Published Date

September 1, 1944

Resource Type

GI Roundtable Series, Primary Source

From GI Roundtable 1: Guide for Discussion Leaders (1944)

Choosing subjects for forums or discussion groups is a critical part of organizing the activity. No matter what method of selecting subjects is adopted, it should result in a choice which will hold the group together. The leader may have in mind specific subjects which he personally believes are important for the men to discuss. He should remember, however, that he is promoting a voluntary activity. He needs to find subjects upon which he can expect to make a successful start.

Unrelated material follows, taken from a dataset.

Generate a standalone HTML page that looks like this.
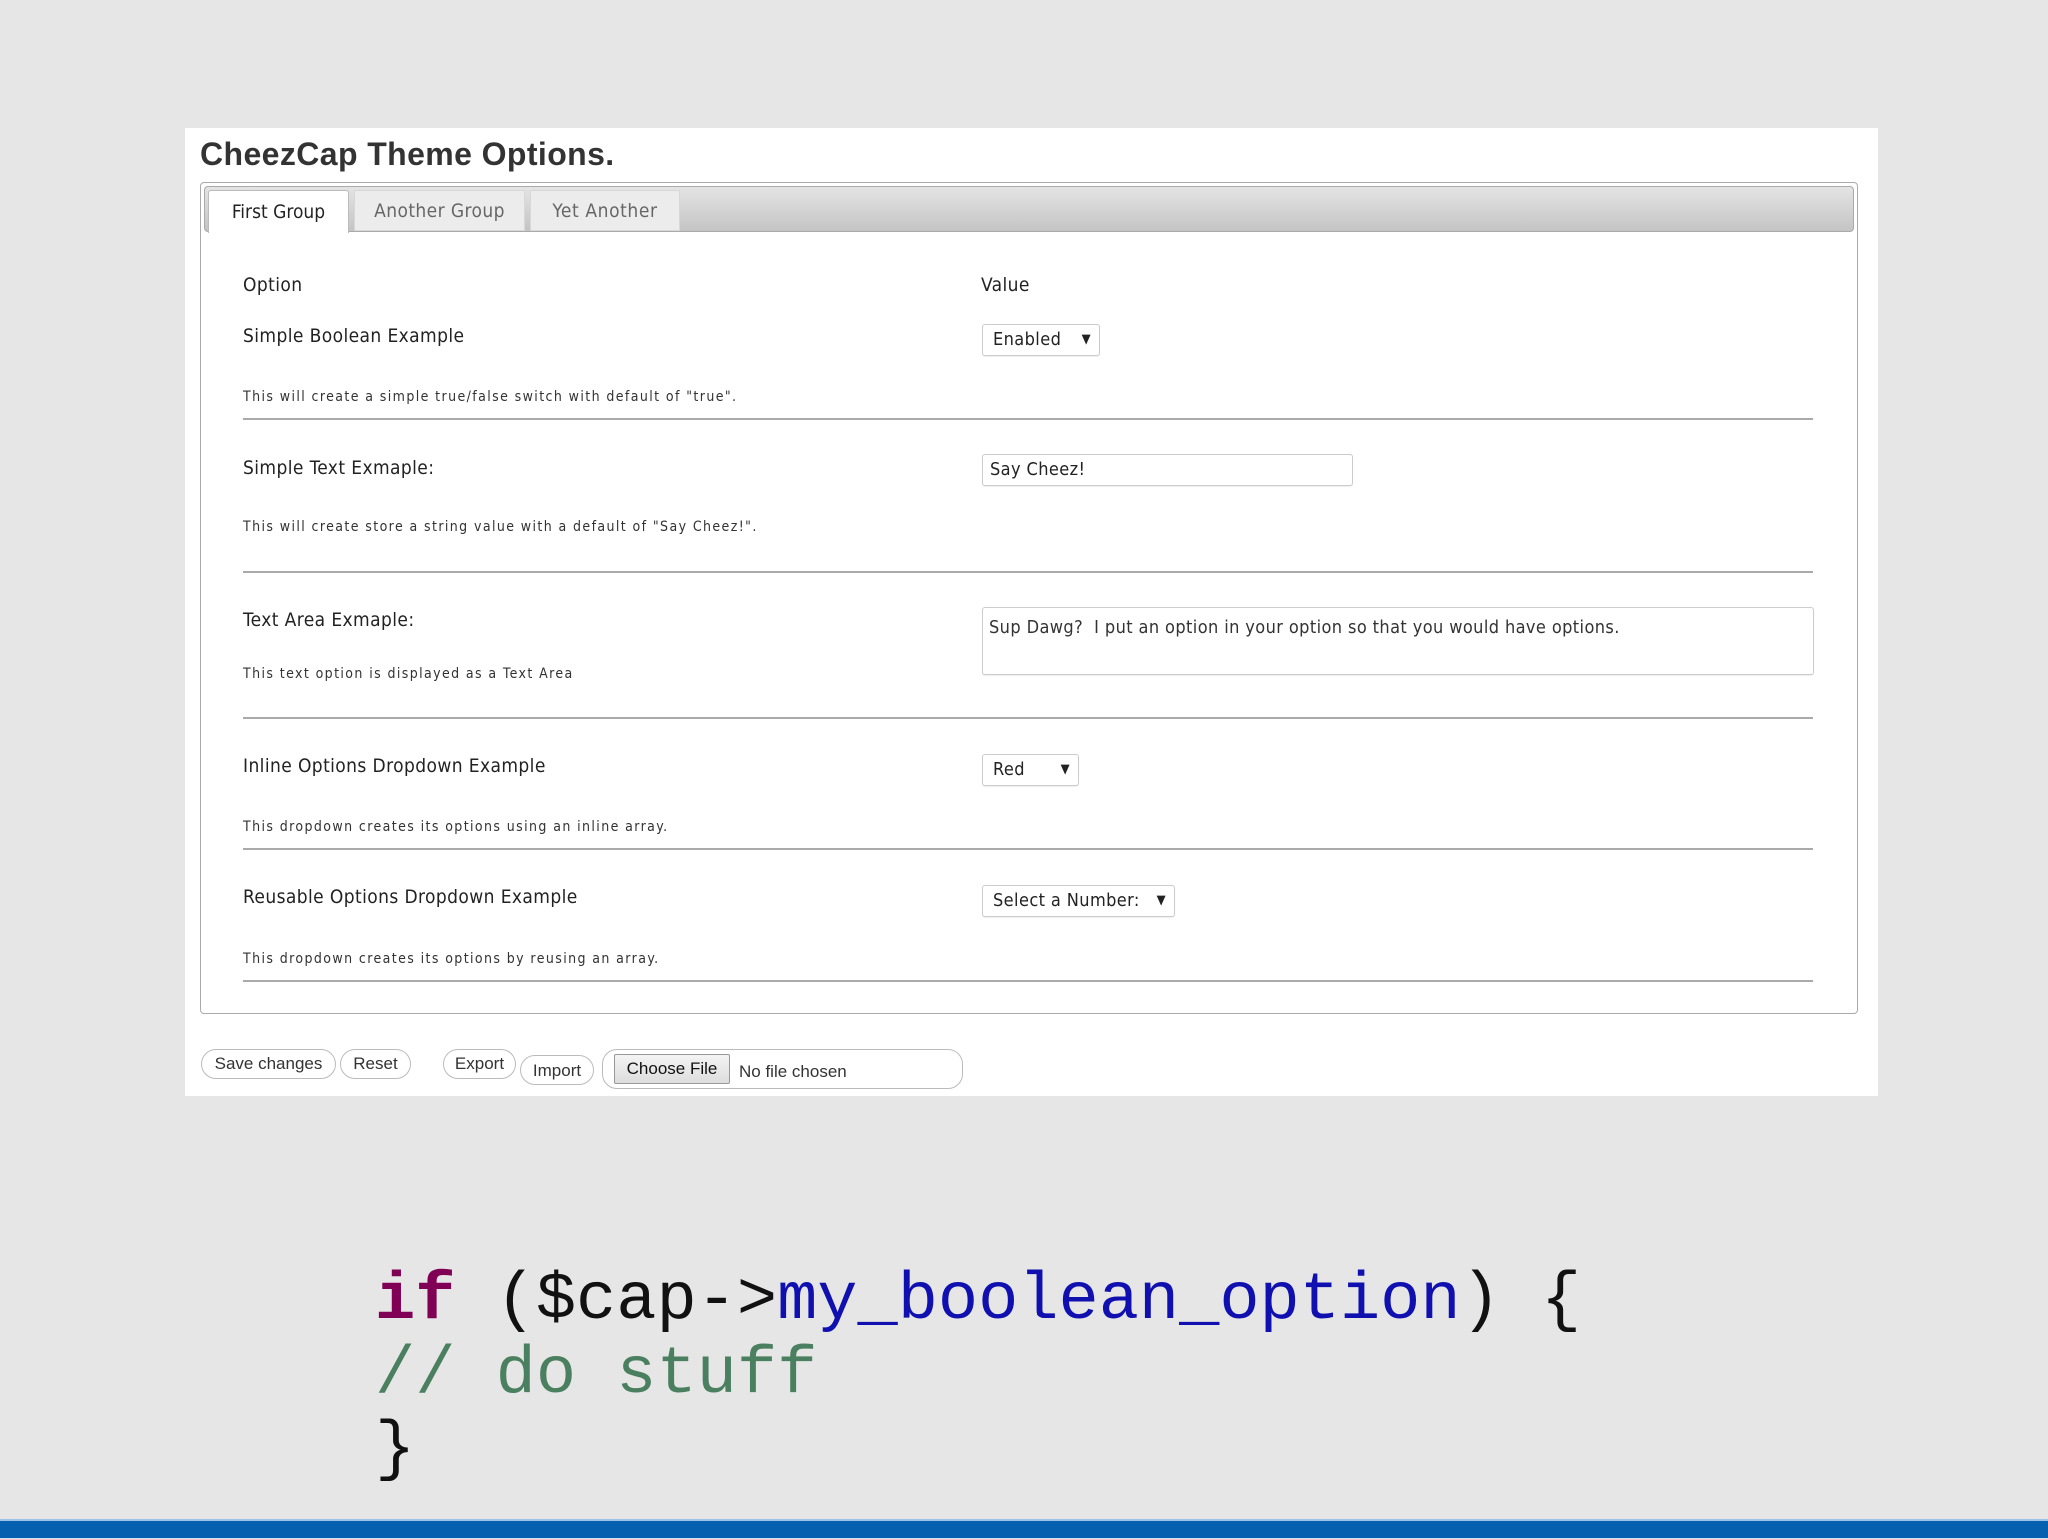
<!DOCTYPE html>
<html><head><meta charset="utf-8"><style>
*{margin:0;padding:0;box-sizing:border-box}
body{width:2048px;height:1539px;background:#e6e6e6;position:relative;overflow:hidden;font-family:"DejaVu Sans Condensed","DejaVu Sans","Liberation Sans",sans-serif;color:#222}
.a{position:absolute;white-space:nowrap}
.lbl{font-size:19px;color:#222;letter-spacing:0.4px}
.desc{font-size:14px;color:#333;letter-spacing:1.4px}
.hr{position:absolute;left:243px;width:1570px;height:2px;background:#aaa}
.sel{position:absolute;border:1px solid #ccc;border-radius:3px;background:#fff;font-size:18px;padding-left:10px;line-height:30px;box-shadow:0 1px 1px #eee;letter-spacing:0.4px}
.sel b{position:absolute;right:8px;top:0;font-size:13px}
.btn{position:absolute;border:1px solid #bbb;border-radius:15px;background:#fff;font-family:"Liberation Sans",sans-serif;font-size:17px;color:#333;text-align:center;line-height:28px}
.code{position:absolute;left:375px;font-family:"Liberation Mono",monospace;font-size:67px;white-space:pre;color:#111}
</style></head><body>
<div class="a" style="left:185px;top:128px;width:1693px;height:968px;background:#fff"></div>
<div class="a" style="left:200px;top:136px;font-family:'Liberation Sans',sans-serif;font-weight:bold;font-size:32px;letter-spacing:0.4px;color:#333">CheezCap Theme Options.</div>
<div class="a" style="left:200px;top:182px;width:1658px;height:832px;border:1px solid #aaa;border-radius:4px;background:#fff"></div>
<div class="a" style="left:204px;top:186px;width:1650px;height:46px;border:1px solid #aaa;border-radius:4px;background:linear-gradient(#e4e4e4,#c4c4c4)"></div>
<div class="a" style="left:208px;top:190px;width:141px;height:43px;background:#fff;border:1px solid #bbb;border-bottom:none;border-radius:3px 3px 0 0;font-size:19px;line-height:42px;text-align:center;color:#222">First Group</div>
<div class="a" style="left:354px;top:190px;width:171px;height:41px;background:#ececec;border:1px solid #d8d8d8;font-size:19px;line-height:40px;text-align:center;color:#666;letter-spacing:0.4px">Another Group</div>
<div class="a" style="left:530px;top:190px;width:150px;height:41px;background:#ececec;border:1px solid #d8d8d8;font-size:19px;line-height:40px;text-align:center;color:#666;letter-spacing:0.6px">Yet Another</div>

<div class="a lbl" style="left:243px;top:274px">Option</div>
<div class="a lbl" style="left:981px;top:274px">Value</div>

<div class="a lbl" style="left:243px;top:325px">Simple Boolean Example</div>
<div class="sel" style="left:982px;top:324px;width:118px;height:32px">Enabled<b>▼</b></div>
<div class="a desc" style="left:243px;top:389px">This will create a simple true/false switch with default of "true".</div>
<div class="hr" style="top:418px"></div>

<div class="a lbl" style="left:243px;top:457px">Simple Text Exmaple:</div>
<div class="sel" style="left:982px;top:454px;width:371px;height:32px;padding-left:7px">Say Cheez!</div>
<div class="a desc" style="left:243px;top:519px">This will create store a string value with a default of "Say Cheez!".</div>
<div class="hr" style="top:571px"></div>

<div class="a lbl" style="left:243px;top:609px">Text Area Exmaple:</div>
<div class="sel" style="left:982px;top:607px;width:832px;height:68px;padding-left:6px;line-height:40px;font-size:18px;color:#333">Sup Dawg?&nbsp; I put an option in your option so that you would have options.</div>
<div class="a desc" style="left:243px;top:666px">This text option is displayed as a Text Area</div>
<div class="hr" style="top:717px"></div>

<div class="a lbl" style="left:243px;top:755px">Inline Options Dropdown Example</div>
<div class="sel" style="left:982px;top:754px;width:97px;height:32px">Red<b>▼</b></div>
<div class="a desc" style="left:243px;top:819px">This dropdown creates its options using an inline array.</div>
<div class="hr" style="top:848px"></div>

<div class="a lbl" style="left:243px;top:886px">Reusable Options Dropdown Example</div>
<div class="sel" style="left:982px;top:885px;width:193px;height:32px">Select a Number:<b>▼</b></div>
<div class="a desc" style="left:243px;top:951px">This dropdown creates its options by reusing an array.</div>
<div class="hr" style="top:980px"></div>

<div class="btn" style="left:201px;top:1049px;width:135px;height:30px">Save changes</div>
<div class="btn" style="left:340px;top:1049px;width:71px;height:30px">Reset</div>
<div class="btn" style="left:443px;top:1049px;width:73px;height:30px">Export</div>
<div class="btn" style="left:520px;top:1055px;width:74px;height:30px;line-height:30px">Import</div>
<div class="btn" style="left:602px;top:1049px;width:361px;height:40px;text-align:left;padding-left:136px;line-height:44px">No file chosen</div>
<div class="a" style="left:614px;top:1054px;width:116px;height:30px;border:1px solid #999;border-radius:2px;background:linear-gradient(#f4f4f4,#ddd);font-family:'Liberation Sans',sans-serif;font-size:17px;line-height:28px;text-align:center;color:#111">Choose File</div>

<div class="code" style="top:1263px"><span style="color:#7f0055;font-weight:bold">if</span> ($cap-&gt;<span style="color:#1010b0">my_boolean_option</span>) {</div>
<div class="code" style="top:1337px;color:#4a7f5f">// do stuff</div>
<div class="code" style="top:1412px">}</div>

<div class="a" style="left:0;top:1519px;width:2048px;height:2px;background:#9cc3e6"></div>
<div class="a" style="left:0;top:1521px;width:2048px;height:17px;background:#0561b0"></div>
<div class="a" style="left:0;top:1538px;width:2048px;height:1px;background:#cfe2f3"></div>
</body></html>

Once the group is organized, he will have the opportunity of selling subjects for which the members-if approached “cold” during the development period-might express little enthusiasm.

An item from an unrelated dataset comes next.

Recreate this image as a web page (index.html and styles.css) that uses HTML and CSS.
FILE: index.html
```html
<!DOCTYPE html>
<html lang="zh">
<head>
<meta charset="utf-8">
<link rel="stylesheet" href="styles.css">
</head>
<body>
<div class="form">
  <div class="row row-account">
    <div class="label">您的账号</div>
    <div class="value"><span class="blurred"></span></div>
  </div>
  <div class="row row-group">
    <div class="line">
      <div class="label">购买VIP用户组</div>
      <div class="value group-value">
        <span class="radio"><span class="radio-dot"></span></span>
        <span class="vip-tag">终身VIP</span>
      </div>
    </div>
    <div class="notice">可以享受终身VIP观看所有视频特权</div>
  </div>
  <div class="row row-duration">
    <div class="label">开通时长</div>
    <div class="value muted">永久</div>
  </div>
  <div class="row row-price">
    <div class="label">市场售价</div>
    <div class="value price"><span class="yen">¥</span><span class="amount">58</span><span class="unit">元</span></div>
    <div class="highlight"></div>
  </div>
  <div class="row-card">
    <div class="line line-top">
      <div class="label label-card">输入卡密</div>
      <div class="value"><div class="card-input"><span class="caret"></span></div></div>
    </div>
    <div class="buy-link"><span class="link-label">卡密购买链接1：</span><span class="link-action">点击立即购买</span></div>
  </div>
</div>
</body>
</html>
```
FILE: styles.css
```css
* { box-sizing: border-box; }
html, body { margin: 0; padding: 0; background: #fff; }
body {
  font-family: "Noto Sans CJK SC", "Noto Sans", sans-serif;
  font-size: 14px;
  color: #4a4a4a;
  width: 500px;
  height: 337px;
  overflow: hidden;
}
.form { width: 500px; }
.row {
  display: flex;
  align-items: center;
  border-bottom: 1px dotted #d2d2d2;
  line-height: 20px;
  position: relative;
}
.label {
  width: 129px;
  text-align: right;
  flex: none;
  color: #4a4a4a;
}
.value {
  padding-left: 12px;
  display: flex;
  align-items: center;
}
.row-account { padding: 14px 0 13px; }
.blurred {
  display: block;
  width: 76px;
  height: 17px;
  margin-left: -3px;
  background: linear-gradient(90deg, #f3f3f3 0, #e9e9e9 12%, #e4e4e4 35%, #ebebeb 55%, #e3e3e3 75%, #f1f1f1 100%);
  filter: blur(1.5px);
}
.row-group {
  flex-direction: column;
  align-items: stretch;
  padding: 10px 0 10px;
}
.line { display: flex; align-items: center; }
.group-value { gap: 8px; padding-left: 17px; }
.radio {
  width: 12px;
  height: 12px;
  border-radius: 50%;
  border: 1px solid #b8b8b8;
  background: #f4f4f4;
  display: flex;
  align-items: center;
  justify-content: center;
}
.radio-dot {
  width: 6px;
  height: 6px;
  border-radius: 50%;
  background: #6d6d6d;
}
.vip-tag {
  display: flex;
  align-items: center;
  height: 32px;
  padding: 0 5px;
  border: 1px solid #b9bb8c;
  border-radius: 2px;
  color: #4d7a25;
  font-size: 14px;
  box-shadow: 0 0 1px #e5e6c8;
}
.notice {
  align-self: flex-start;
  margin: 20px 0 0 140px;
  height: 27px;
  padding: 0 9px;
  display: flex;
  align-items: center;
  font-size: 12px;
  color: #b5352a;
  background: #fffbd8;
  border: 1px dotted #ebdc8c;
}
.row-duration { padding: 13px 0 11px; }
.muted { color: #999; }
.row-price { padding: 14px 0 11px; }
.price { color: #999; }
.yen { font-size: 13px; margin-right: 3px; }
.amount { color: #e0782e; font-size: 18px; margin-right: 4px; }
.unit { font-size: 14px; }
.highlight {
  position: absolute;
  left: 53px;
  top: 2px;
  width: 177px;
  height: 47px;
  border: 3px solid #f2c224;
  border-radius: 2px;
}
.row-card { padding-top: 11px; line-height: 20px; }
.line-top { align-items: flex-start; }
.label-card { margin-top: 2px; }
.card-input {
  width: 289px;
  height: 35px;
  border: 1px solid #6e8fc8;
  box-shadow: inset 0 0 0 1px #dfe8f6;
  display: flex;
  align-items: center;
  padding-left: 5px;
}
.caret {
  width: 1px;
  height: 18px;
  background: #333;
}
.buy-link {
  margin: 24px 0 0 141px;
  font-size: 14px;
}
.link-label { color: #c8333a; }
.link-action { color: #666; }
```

One caution is to be observed in choosing subjects. No subject will lead to a valuable discussion unless the essential facts are available to the group. Limit, then, the choice of subjects either to those for which adequate reference materials are at hand, or to those for which some available expert can supply the facts at the meeting. Unless this caution is observed, discussion meetings are likely to fail in their purpose and may end in bickering that reacts unfavorably upon morale. It follows that trivial and highly personal subjects that may lead to a “gripe session” are to be studiously avoided.

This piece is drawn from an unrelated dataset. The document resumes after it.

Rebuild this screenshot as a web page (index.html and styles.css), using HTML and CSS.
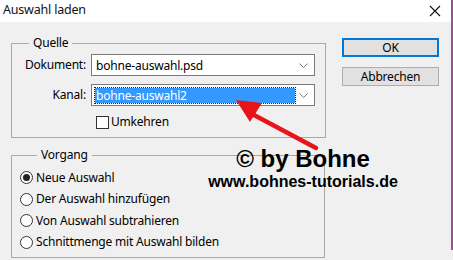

  1. Analysis of interest questionnaires: This is one important use of the questionnaire described earlier. In counting the votes for questions checked or listed by the men, it will be helpful to rearrange them in the order of preference as indicated by the number of votes received by each. The leader can thus get a rough idea of the general interest of his group. The specific subjects preferred will help him determine whether, in the main, the men are interested in current war or in postwar questions, whether they want to discuss subjects of military, international, national, community, or personal import. An analysis of this sort will be helpful also to a program committee. In using the analysis it is not necessary for the leader or his committee, if he has one, to choose those subjects which have the largest number of votes. The data from the questionnaire may be used rather as a guide to the range of interest they display. The choice of questions for discussion must take into account the availability of reference material for study, the presence in the command of suitable experts, the judgment of the leader and his committee, the policies of the commanding officer, the timeliness of the subjects suggested, and similar considerations.
  2. Program committee: It has already been stressed that interest may be stimulated by using an organizing committee. If a committee is used, the best way to make it effective is to give it the specific job of planning the program. The members can examine the data secured by the leader from interest questionnaires and can add their own ideas about the preferences of men who are likely to attend the meetings. If the committee is called together early, it can assist in the preparation of the questionnaire. The committee can also determine what use shall be made of experts; what experts may be available; whether to plan small and informal discussion groups, larger forums, or panel discussions; when and where the meetings will be held; whether single meetings or a series should be planned. If a series is settled upon, the committee can select a title for it like “Camp Blank Forum” or “G. I. Roundtable.”
  3. Phrasing the question: When a topic has been decided upon, it is important to phrase it as a discussable question. Such a question will draw attention sharply to a major issue associated with the topic. Most such questions should ask for a “yes” or a “no” answer. For example, assume that the subject for discussion is the type of economic and political system that may emerge in France after the war. A topical phrasing of this subject like “Postwar France” is relatively uninteresting and certainly indicates no discussable issue. The question, “Will the French Republic live again?” makes a better phrasing. It invites the marshaling of facts about French economy and politics around the affirmative and negative positions which may be taken with respect to the question. Sometimes a leader may be tempted to phrase his question so as merely to ask for information: “What sort of government for postwar France?” This type of question may occasionally appear appropriate, but it is never as strong a springboard from which to launch a discussion as a question that points the issue clearly.